- First Look Poster
- Directed by: A. R. Rahman
- Written by: A. R. Rahman; Saira Rahman;
- Screenplay by: Gurachi Phoenix
- Produced by: A. R. Rahman
- Starring: Nora Arnezeder; Guy Burnet; Munirih Grace; Mariam Zohrabyan;
- Cinematography: Gianni Giannelli
- Edited by: Anand Kishore;
- Music by: A. R. Rahman
- Production companies: Ideal Entertainment; KM Musiq; Intel; Zilvermeer Production; Thenandal Studio Limited;
- Release date: 27 April 2017;
- Running time: 37 minutes
- Country: India
- Language: English

= Le Musk =

Le Musk is a 2017 Indian virtual reality thriller film written, directed and co-produced by film composer A. R. Rahman.
 The film stars Nora Arnezeder, Guy Burnet, Munirih Grace and Mariam Zohrabyan.

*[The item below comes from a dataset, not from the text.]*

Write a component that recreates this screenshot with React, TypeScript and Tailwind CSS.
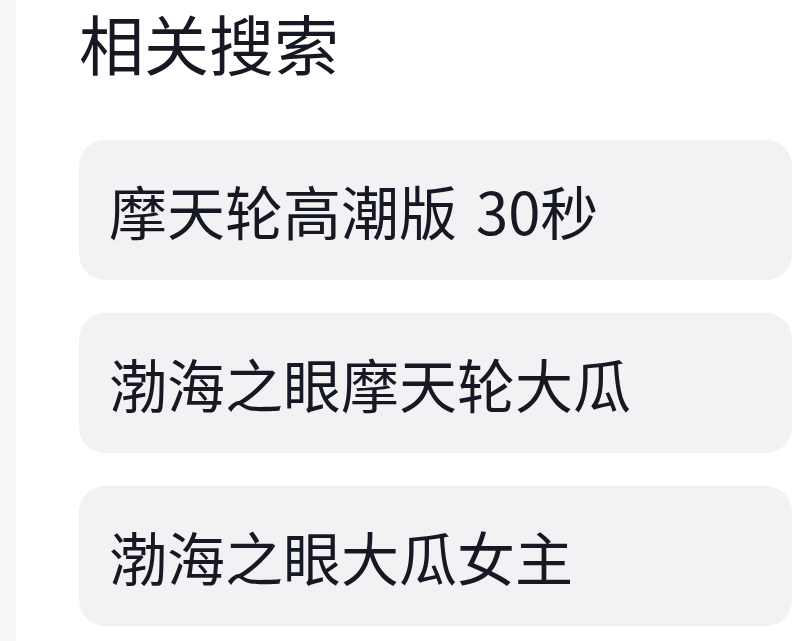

A preview of Le Musk was shown 27 April 2017 at the ‘NAB’, Las Vegas in a room with multi-sensory 'Positron Voyager' VR motion platform. At 72nd Cannes Film Festival, Rahman unveiled 'Scent of a song' from the film.

==Plot==
The film follows the journey of an orphaned Armenian child, full-time heiress and part-time musician, who grows up to be a diva on a mission. All through, she has one constant companion – the lingering Muskan scent. However, her life takes a dramatic turn when she receives an anonymous message, which brings back her mysterious past.

==Cast==

- Nora Arnezeder as Juliet
- Guy Burnet
- Munirih Grace
- Mariam Zohrabyan
- Edoardo Landolfi

==Production==

===Development===

In 2015, A. R. Rahman was planning to create a theatre with projections all around and scent added to it, after being suggested by his wife Saira to make a film on perfumes. Three months later, someone gave Rahman a virtual reality gear which prompted him and his wife to make a virtual reality film based on perfumes. In order to blend the olfactory element in his film, Rahman got in touch with Grace Boyle, who is the founder director of Feelies, a London based company that has developed the technology to disperse scent during a film.

===Filming===

The entire film was shot in Rome in a span of 13 days using a pair of Jaunt ONE cameras, with each of them being fitted with 24 camera sensors so as to capture 8K quality video.